I am now currently preparing for my next presentation to the law in society group in Derby next week as well as preparing for the undergraduate seminars on Directors' Duties.

Tuesday, 9 November 2010

Understanding Conflicts of Interests

OK! So I am about to re-write my chapter on a director's duty of loyalty and his duty to avoid a conflict.

The main point of the work is to get across how we understand the duty of loyalty in a fiduciary relationship between director and shareholder. A lot of work seems to focus either on fiduciary duties generally or attempts to categorise them.

This chapter will look specifically at the director's duty. The main focus is pointing out the law relating to a director's fiduciary duties developed not out of company law but out of notably trusts and partnership law. Where both fiduciaries in those relationships are distinct from that of shareholder/director. It may be seen as a little naive by some judges and academics to just assume the duty applies the same to this fiduciary relationship as it does to the others.

Developing the law based on principles from other doctrines such as trusts leads to unnecessary and restrictive rules on the director who is fundamentally a different character from a trustee.

Trusts law relating to the relationships of the parties developed not on principles of economics but more on those of religion, morality and social.

The confusion of the exact nature of a fiduciary's duty of loyalty has lead people to believe there are two distinct rules inherent in this duty. That of no-conflict and no-profit.

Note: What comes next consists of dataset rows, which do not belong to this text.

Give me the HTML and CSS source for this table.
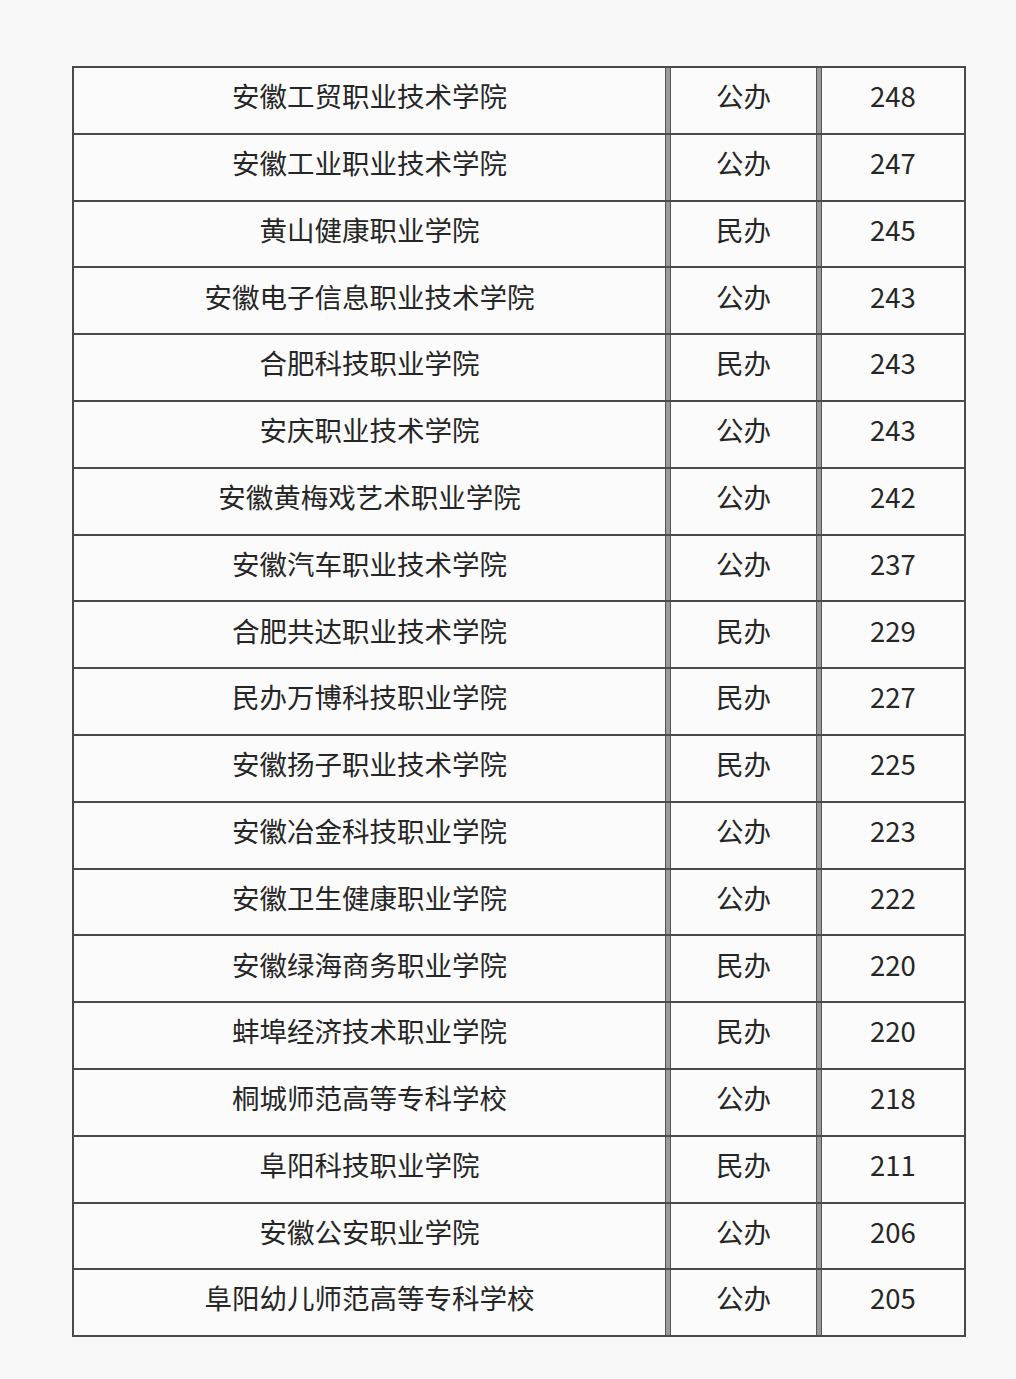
FILE: index.html
```html
<!DOCTYPE html>
<html lang="zh">
<head>
<meta charset="utf-8">
<link rel="stylesheet" href="styles.css">
</head>
<body>
<div class="table">
  <div class="row"><div class="cell name">安徽工贸职业技术学院</div><div class="cell type">公办</div><div class="cell score">248</div></div>
  <div class="row"><div class="cell name">安徽工业职业技术学院</div><div class="cell type">公办</div><div class="cell score">247</div></div>
  <div class="row"><div class="cell name">黄山健康职业学院</div><div class="cell type">民办</div><div class="cell score">245</div></div>
  <div class="row"><div class="cell name">安徽电子信息职业技术学院</div><div class="cell type">公办</div><div class="cell score">243</div></div>
  <div class="row"><div class="cell name">合肥科技职业学院</div><div class="cell type">民办</div><div class="cell score">243</div></div>
  <div class="row"><div class="cell name">安庆职业技术学院</div><div class="cell type">公办</div><div class="cell score">243</div></div>
  <div class="row"><div class="cell name">安徽黄梅戏艺术职业学院</div><div class="cell type">公办</div><div class="cell score">242</div></div>
  <div class="row"><div class="cell name">安徽汽车职业技术学院</div><div class="cell type">公办</div><div class="cell score">237</div></div>
  <div class="row"><div class="cell name">合肥共达职业技术学院</div><div class="cell type">民办</div><div class="cell score">229</div></div>
  <div class="row"><div class="cell name">民办万博科技职业学院</div><div class="cell type">民办</div><div class="cell score">227</div></div>
  <div class="row"><div class="cell name">安徽扬子职业技术学院</div><div class="cell type">民办</div><div class="cell score">225</div></div>
  <div class="row"><div class="cell name">安徽冶金科技职业学院</div><div class="cell type">公办</div><div class="cell score">223</div></div>
  <div class="row"><div class="cell name">安徽卫生健康职业学院</div><div class="cell type">公办</div><div class="cell score">222</div></div>
  <div class="row"><div class="cell name">安徽绿海商务职业学院</div><div class="cell type">民办</div><div class="cell score">220</div></div>
  <div class="row"><div class="cell name">蚌埠经济技术职业学院</div><div class="cell type">民办</div><div class="cell score">220</div></div>
  <div class="row"><div class="cell name">桐城师范高等专科学校</div><div class="cell type">公办</div><div class="cell score">218</div></div>
  <div class="row"><div class="cell name">阜阳科技职业学院</div><div class="cell type">民办</div><div class="cell score">211</div></div>
  <div class="row"><div class="cell name">安徽公安职业学院</div><div class="cell type">公办</div><div class="cell score">206</div></div>
  <div class="row"><div class="cell name">阜阳幼儿师范高等专科学校</div><div class="cell type">公办</div><div class="cell score">205</div></div>
</div>
</body>
</html>
```

FILE: styles.css
```css
html, body {
  margin: 0;
  padding: 0;
  background: #f8f8f8;
}
body {
  padding: 66px 0 0 72px;
  font-family: "Noto Sans CJK SC", "Noto Sans", sans-serif;
  color: #262626;
}
.table {
  width: 890px;
  border: 2px solid #4a4a4a;
  border-bottom-width: 0;
  background: #fbfbfb;
}
.row {
  display: grid;
  grid-template-columns: 592px 147px 143px;
  column-gap: 4px;
  height: 64.8px;
  border-bottom: 2px solid #4a4a4a;
  background: #9a9a9a;
}
.cell {
  display: flex;
  align-items: center;
  justify-content: center;
  background: #fbfbfb;
  font-size: 27.5px;
  line-height: 1;
  padding-bottom: 9px;
}
.name {
  border-right: 1px solid #555;
}
.type {
  border-left: 1px solid #555;
  border-right: 1px solid #555;
}
.score {
  border-left: 1px solid #555;
}
```
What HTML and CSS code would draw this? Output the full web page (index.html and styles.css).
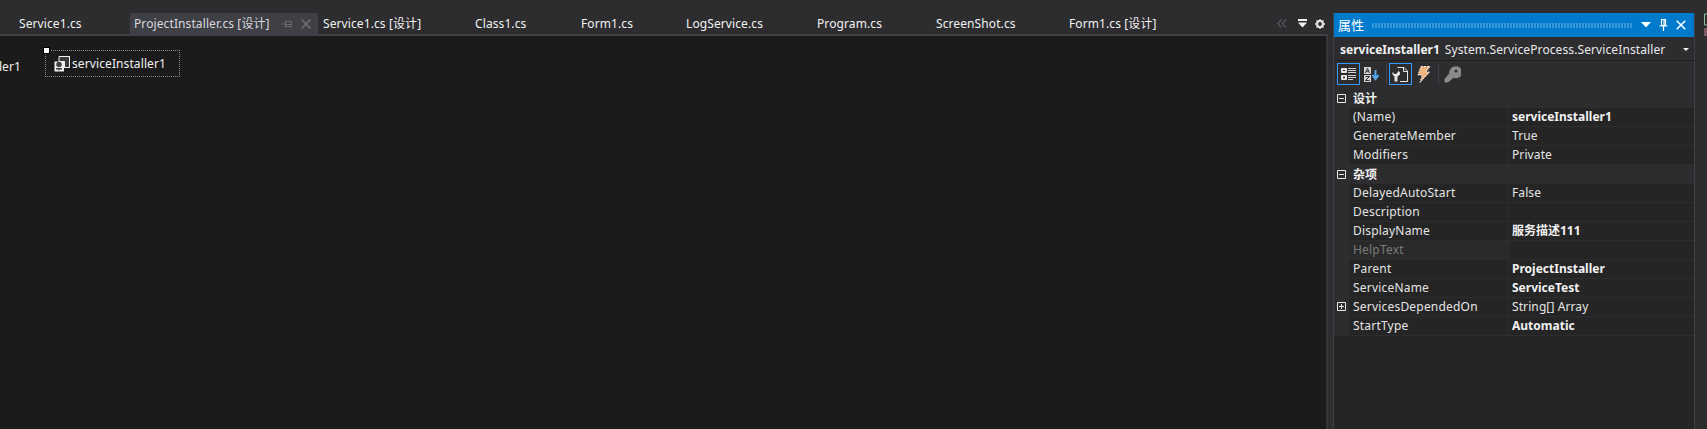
FILE: index.html
```html
<!DOCTYPE html>
<html lang="zh-CN">
<head>
<meta charset="utf-8">
<title>ProjectInstaller.cs [设计]</title>
<link rel="stylesheet" href="styles.css">
</head>
<body>
<div class="app">
  <main class="doc">
    <div class="tabstrip">
      <div class="tab tab-first">Service1.cs</div>
      <div class="tab tab-active">
        <span>ProjectInstaller.cs [设计]</span>
        <svg class="tab-pin" width="10" height="8" viewBox="0 0 10 8"><path d="M0 4H3.500M3.500 .5V7.500M3.500 1.500H9.500V6.500H3.500M3.500 4.500H9.500" fill="none" stroke="#6a6a6f"/></svg>
        <svg class="tab-close" width="10" height="10" viewBox="0 0 10 10"><path d="M.7 .7L9.300 9.300M9.300 .7L.7 9.300" fill="none" stroke="#6a6a6f" stroke-width="1.700"/></svg>
      </div>
      <div class="tab">Service1.cs [设计]</div>
      <div class="tab">Class1.cs</div>
      <div class="tab">Form1.cs</div>
      <div class="tab">LogService.cs</div>
      <div class="tab">Program.cs</div>
      <div class="tab">ScreenShot.cs</div>
      <div class="tab">Form1.cs [设计]</div>
      <div class="tab-tools">
        <svg width="10" height="9" viewBox="0 0 10 9"><path d="M4.500 .5L.8 4.500L4.500 8.500M9 .5L5.300 4.500L9 8.500" fill="none" stroke="#55555a" stroke-width="1.300"/></svg>
        <svg class="tool-drop" width="9" height="9" viewBox="0 0 9 9"><path d="M0 0H9V2H0ZM0 3.500H9L4.500 8.500Z" fill="#f1f1f1"/></svg>
        <svg class="tool-gear" width="10" height="10" viewBox="0 0 10 10"><circle cx="5" cy="5" r="2.900" fill="none" stroke="#e6e6e6" stroke-width="2"/><path d="M5 0V2M5 8V10M0 5H2M8 5H10M1.500 1.500L2.800 2.800M7.200 7.200L8.500 8.500M8.500 1.500L7.200 2.800M1.500 8.500L2.800 7.200" stroke="#e6e6e6" stroke-width="1.500"/></svg>
      </div>
    </div>
    <div class="canvas">
      <span class="clipped-label">ler1</span>
      <div class="component">
        <span class="grab"></span>
        <svg width="16" height="16" viewBox="0 0 16 16">
          <path d="M5 .5H15.500V11.500H10.500V5.500H5Z" fill="#3a3a3a" stroke="#f1f1f1"/>
          <path d="M5.500 .5H15.500V11.500H10" fill="none" stroke="#f1f1f1" stroke-width="1"/>
          <rect x=".5" y="5.500" width="9.500" height="10" fill="#f1f1f1"/>
          <circle cx="5" cy="8.500" r="2.800" fill="#444"/>
          <path d="M2 12H8V13.500H6L5 14.800L4 13.500H2Z" fill="#444"/>
        </svg>
        <span>serviceInstaller1</span>
      </div>
    </div>
  </main>

  <aside class="panel">
    <header class="panel-title">
      <span>属性</span>
      <div class="grip"></div>
      <svg width="10" height="6" viewBox="0 0 10 6"><path d="M0 0H10L5 5.500Z" fill="#fff"/></svg>
      <svg width="9" height="12" viewBox="0 0 9 12"><path d="M2.500 .5H6.500V6.500H2.500ZM5 .5V6.500M.5 7H8.500M4.500 7V12" fill="none" stroke="#fff" stroke-width="1.200"/></svg>
      <svg width="10" height="10" viewBox="0 0 10 10"><path d="M.7 .7L9.300 9.300M9.300 .7L.7 9.300" fill="none" stroke="#fff" stroke-width="1.500"/></svg>
    </header>
    <div class="selector">
      <strong>serviceInstaller1</strong>
      <span>System.ServiceProcess.ServiceInstaller</span>
      <svg class="selector-arrow" width="6" height="3" viewBox="0 0 6 3"><path d="M0 0H6L3 3Z" fill="#f1f1f1"/></svg>
    </div>
    <div class="toolbar">
      <div class="tool tool-on">
        <svg width="16" height="14" viewBox="0 0 16 14"><path d="M.5 1.500H5.500V5.500H.5ZM.5 8.500H5.500V12.500H.5Z" fill="#e6e6e6" stroke="#e6e6e6"/><path d="M2 3.500H4M2 10.500H4M3 9.500V11.500" stroke="#2d2d30"/><path d="M7 1.500H15M7 3.500H15M7 5.500H15M7 8.500H15M7 10.500H15M7 12.500H12" stroke="#d0d0d0"/></svg>
      </div>
      <div class="tool">
        <svg width="16" height="15" viewBox="0 0 16 15"><rect x="0" y="0" width="7" height="7" fill="#d0d0d0"/><rect x="0" y="8" width="7" height="7" fill="#d0d0d0"/><path d="M1.500 6L3.500 1.500L5.500 6M2.500 4.300H4.500M1.500 9.500H5.500L1.500 13.500H5.500" fill="none" stroke="#2d2d30"/><path d="M11.500 3V11M8.500 8L11.500 12L14.500 8" fill="none" stroke="#55aaee" stroke-width="2"/></svg>
      </div>
      <i class="tool-sep"></i>
      <div class="tool tool-on">
        <svg width="17" height="17" viewBox="0 0 17 17"><path d="M5.500 1.500H12L15.500 5V15.500H8" fill="none" stroke="#e6e6e6"/><path d="M11.500 1.500V5.500H15.500" fill="none" stroke="#e6e6e6"/><path d="M.5 6L2.500 8H4L6 6V4.500L8 6.500V8.500L5.500 10.500V15.500H2.500V10.500L.5 8.500Z" fill="#e6e6e6"/></svg>
      </div>
      <div class="tool">
        <svg width="15" height="17" viewBox="0 0 15 17"><path d="M5 .5H14L10 6H13.500L4 16.500L6.500 9H2Z" fill="#f2b37a" stroke="#f1f1f1" stroke-dasharray="2 1"/></svg>
      </div>
      <i class="tool-sep"></i>
      <div class="tool">
        <svg width="17" height="17" viewBox="0 0 17 17"><path d="M10.500 .5A6 6 0 1 1 9.500 11.700L4 16.500H.5V13L5.300 7.500A6 6 0 0 1 10.500 .5Z" fill="#8a8a8a"/><circle cx="12" cy="5" r="1.500" fill="#2d2d30"/></svg>
      </div>
    </div>
    <div class="grid">
      <div class="cat"><svg class="exp" width="9" height="9" viewBox="0 0 9 9"><path d="M.5 .5H8.500V8.500H.5ZM2 4.500H7" fill="none" stroke="#e6e6e6"/></svg><b>设计</b></div>
      <div class="row"><div class="name">(Name)</div><div class="val bold">serviceInstaller1</div></div>
      <div class="row"><div class="name">GenerateMember</div><div class="val">True</div></div>
      <div class="row"><div class="name">Modifiers</div><div class="val">Private</div></div>
      <div class="cat"><svg class="exp" width="9" height="9" viewBox="0 0 9 9"><path d="M.5 .5H8.500V8.500H.5ZM2 4.500H7" fill="none" stroke="#e6e6e6"/></svg><b>杂项</b></div>
      <div class="row"><div class="name">DelayedAutoStart</div><div class="val">False</div></div>
      <div class="row"><div class="name">Description</div><div class="val"></div></div>
      <div class="row"><div class="name">DisplayName</div><div class="val bold">服务描述111</div></div>
      <div class="row"><div class="name dim">HelpText</div><div class="val"></div></div>
      <div class="row"><div class="name">Parent</div><div class="val bold">ProjectInstaller</div></div>
      <div class="row"><div class="name">ServiceName</div><div class="val bold">ServiceTest</div></div>
      <div class="row"><svg class="exp exp-row" width="9" height="9" viewBox="0 0 9 9"><path d="M.5 .5H8.500V8.500H.5ZM2 4.500H7M4.500 2V7" fill="none" stroke="#e6e6e6"/></svg><div class="name">ServicesDependedOn</div><div class="val">String[] Array</div></div>
      <div class="row"><div class="name">StartType</div><div class="val bold">Automatic</div></div>
    </div>
  </aside>
  <svg class="edge-icon" width="6" height="24" viewBox="0 0 6 24"><path d="M.5 1H6M.5 1V12H6" fill="none" stroke="#8fbf9a"/><rect x="0" y="15" width="6" height="8" fill="#7a5a66"/></svg>
</div>
</body>
</html>
```

FILE: styles.css
```css
* { box-sizing: border-box; }
html, body { margin: 0; height: 100%; overflow: hidden; }
body {
  background: #2d2d30;
  color: #f1f1f1;
  font-family: "Noto Sans", "Noto Sans CJK SC", sans-serif;
  font-size: 12px;
  line-height: 16px;
  letter-spacing: 0.1px;
}
.app { display: flex; height: 429px; }

.doc { width: 1328px; display: flex; flex-direction: column; flex: none; }
.tabstrip {
  height: 36px;
  padding-top: 13px;
  display: grid;
  grid-template-columns: 130px 188px 152px 106px 105px 131px 119px 133px 164px 1fr;
  border-bottom: 2px solid #3f3f46;
  flex: none;
}
.tab {
  display: flex;
  align-items: center;
  height: 21px;
  padding-top: 1px;
  padding-left: 5px;
  white-space: nowrap;
  color: #f1f1f1;
}
.tab-first { padding-left: 19px; }
.tab-active { background: #3f3f46; padding-left: 4px; color: #d8d8dc; }
.tab-pin { margin-left: 12px; }
.tab-close { margin-left: 9px; }
.tab-tools { display: flex; align-items: center; justify-content: flex-end; height: 21px; padding-right: 3px; }
.tool-drop { margin-left: 11px; }
.tool-gear { margin-left: 8px; }
.canvas {
  flex: 1;
  background: #1b1b1b;
  border-right: 2px solid #36363a;
  display: flex;
  align-items: flex-start;
  overflow: hidden;
  padding-top: 14px;
}
.clipped-label { width: 45px; padding-top: 9px; padding-right: 24px; flex: none; white-space: nowrap; direction: rtl; }
.component {
  position: relative;
  width: 135px;
  height: 27px;
  border: 1px dotted #8a8a8a;
  display: flex;
  align-items: center;
  gap: 2px;
  padding-left: 8px;
}
.grab {
  position: absolute;
  left: -2px;
  top: -3px;
  width: 5px;
  height: 5px;
  background: #fff;
  box-shadow: 0 0 0 1px #000;
}

.panel {
  margin: 13px 0 0 5px;
  width: 362px;
  border-left: 1px solid #3f3f46;
  border-right: 1px solid #3f3f46;
  display: flex;
  flex-direction: column;
  flex: none;
  height: 416px;
}
.panel-title {
  height: 24px;
  background: #007acc;
  color: #fff;
  display: flex;
  align-items: center;
  padding: 0 8px 0 4px;
  gap: 8px;
  font-size: 13px;
  flex: none;
}
.grip {
  flex: 1;
  height: 5px;
  background-image: radial-gradient(circle at 1px 1px, #3d9bdb 0.7px, transparent 0.8px);
  background-size: 3px 2px;
}
.selector {
  height: 24px;
  display: flex;
  align-items: center;
  gap: 5px;
  padding: 2px 0 0 6px;
  border-bottom: 1px solid #1f1f1f;
  flex: none;
}
.selector strong { font-weight: 700; letter-spacing: 0; }
.selector span { color: #e8e8e8; }
.selector-arrow { margin-left: auto; margin-right: 5px; }
.toolbar {
  height: 28px;
  display: flex;
  align-items: flex-start;
  padding: 2px 0 0 3px;
  flex: none;
}
.tool {
  width: 23px;
  height: 22px;
  display: flex;
  align-items: center;
  justify-content: center;
  border: 1px solid transparent;
}
.tool-on { border-color: #3399ff; }
.tool-sep { width: 1px; height: 20px; background: #3f3f46; margin: 1px 2px 0 3px; }

.grid { flex: 1; background: #252526; }
.cat {
  height: 19px;
  background: #2d2d30;
  display: flex;
  align-items: center;
  padding-left: 3px;
}
.cat b { margin-left: 7px; font-weight: 700; }
.exp { flex: none; display: block; }
.row {
  height: 19px;
  display: flex;
  position: relative;
  padding-left: 15px;
  padding-bottom: 1px;
  background: #2d2d30;
}
.exp-row { position: absolute; left: 3px; top: 4px; }
.name, .val { background: #252526; height: 18px; display: flex; align-items: center; white-space: nowrap; }
.name { width: 159px; padding-left: 4px; color: #e4e4e4; margin-right: 1px; letter-spacing: 0.2px; }
.val { flex: 1; padding-left: 3px; color: #e4e4e4; }
.bold { font-weight: 700; color: #f1f1f1; letter-spacing: 0; }
.dim { color: #7a7a7a; background: #2a2a2b; }

.edge-icon { margin: 13px 0 0 9px; flex: none; }
```
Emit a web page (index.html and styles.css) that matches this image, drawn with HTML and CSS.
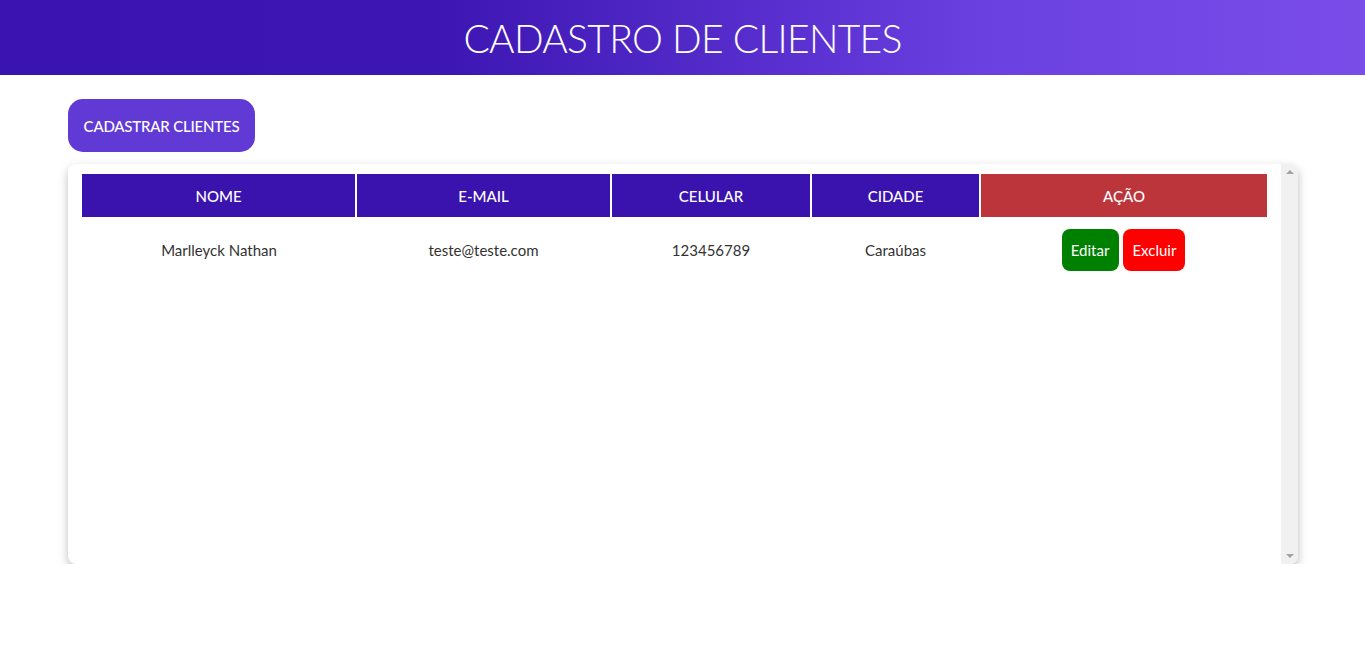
FILE: index.html
```html
<!DOCTYPE html>
<html lang="pt-BR">
<head>
<meta charset="utf-8">
<title>Cadastro de Clientes</title>
<link rel="stylesheet" href="styles.css">
</head>
<body>
<header class="topbar">
  <h1 class="title">CADASTRO DE CLIENTES</h1>
</header>
<main class="content">
  <button class="btn-new">CADASTRAR CLIENTES</button>
  <div class="card">
    <div class="card-body">
      <table class="clients">
        <colgroup>
          <col class="c-nome"><col class="c-email"><col class="c-cel"><col class="c-cidade"><col class="c-acao">
        </colgroup>
        <thead>
          <tr>
            <th>NOME</th>
            <th>E-MAIL</th>
            <th>CELULAR</th>
            <th>CIDADE</th>
            <th class="th-acao">AÇÃO</th>
          </tr>
        </thead>
        <tbody>
          <tr>
            <td>Marlleyck Nathan</td>
            <td>teste@teste.com</td>
            <td>123456789</td>
            <td>Caraúbas</td>
            <td class="actions">
              <button class="btn-edit">Editar</button>
              <button class="btn-del">Excluir</button>
            </td>
          </tr>
        </tbody>
      </table>
    </div>
    <div class="scrollbar" aria-hidden="true">
      <span class="arrow arrow-up"></span>
      <span class="arrow arrow-down"></span>
    </div>
  </div>
</main>
</body>
</html>
```
FILE: styles.css
```css
* { box-sizing: border-box; }
body {
  margin: 0;
  font-family: "Lato", "Noto Sans", sans-serif;
  background: #fff;
  color: #333;
}
.topbar {
  height: 75px;
  background: linear-gradient(90deg, #3a13b0 0%, #3c15b2 32%, #6a40e0 72%, #7a4de9 100%);
  display: flex;
  align-items: center;
  justify-content: center;
}
.title {
  margin: 0;
  color: #fff;
  font-family: "Lato", sans-serif;
  font-weight: 300;
  font-size: 39px;
  letter-spacing: -0.7px;
}
.content {
  padding: 24px 67px 0 68px;
}
.btn-new {
  display: block;
  width: 187px;
  height: 53px;
  border: none;
  border-radius: 15px;
  background: #6139d4;
  color: #fff;
  font-family: "Lato", sans-serif;
  font-size: 15px;
  font-weight: 500;
  letter-spacing: -0.2px;
  margin-bottom: 12px;
  padding: 0;
}
.card {
  display: flex;
  height: 400px;
  background: #fff;
  border-radius: 8px;
  box-shadow: 0 4px 10px rgba(0, 0, 0, 0.26);
  overflow: hidden;
}
.card-body {
  flex: 1;
  min-width: 0;
  padding: 10px 14px 0 14px;
}
.scrollbar {
  width: 17px;
  flex: none;
  background: #f1f1f1;
  display: flex;
  flex-direction: column;
  justify-content: space-between;
  align-items: center;
  padding: 6px 0 6px 0;
}
.arrow {
  width: 0;
  height: 0;
  border-left: 4px solid transparent;
  border-right: 4px solid transparent;
}
.arrow-up { border-bottom: 4px solid #a3a3a3; }
.arrow-down { border-top: 4px solid #a3a3a3; }
.clients {
  width: 100%;
  border-collapse: collapse;
  table-layout: fixed;
}
.c-nome { width: 274px; }
.c-email { width: 255px; }
.c-cel { width: 200px; }
.c-cidade { width: 169px; }
.c-acao { width: 287px; }
.clients th {
  height: 43px;
  background: #3a13ae;
  color: #fff;
  font-weight: 500;
  font-size: 15px;
  border-left: 2px solid #fff;
  padding: 0;
}
.clients th:first-child { border-left: none; }
.clients .th-acao { background: #bb353b; }
.clients td {
  text-align: center;
  font-size: 15px;
  color: #333;
  padding: 12px 0;
  height: 66px;
}
.actions { white-space: nowrap; }
.btn-edit, .btn-del {
  height: 42px;
  border: none;
  border-radius: 8px;
  color: #fff;
  font-family: "Lato", sans-serif;
  font-size: 15px;
  padding: 0;
  vertical-align: middle;
}
.btn-edit { background: #008000; width: 57px; }
.btn-del { background: #ff0000; width: 62px; margin-left: 1px; }
```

This chapter aims to show that two distinct rules in a director/shareholder relationship are restrictive and unnecessary let alone doctrinally flawed.

Many reasons for this approach have been unearthed including those of shareholder protection, disclosure, requirements, multiple directorships and so on.

I also plan to do some empirical work in relation to this chapter to gather evidence of directors (exec and non-exec) serving on more than one board, either concurrently or consecutively and look for correlations in market value of those firms.

I am presenting this work internally at UEA tomorrow in our research seminar group.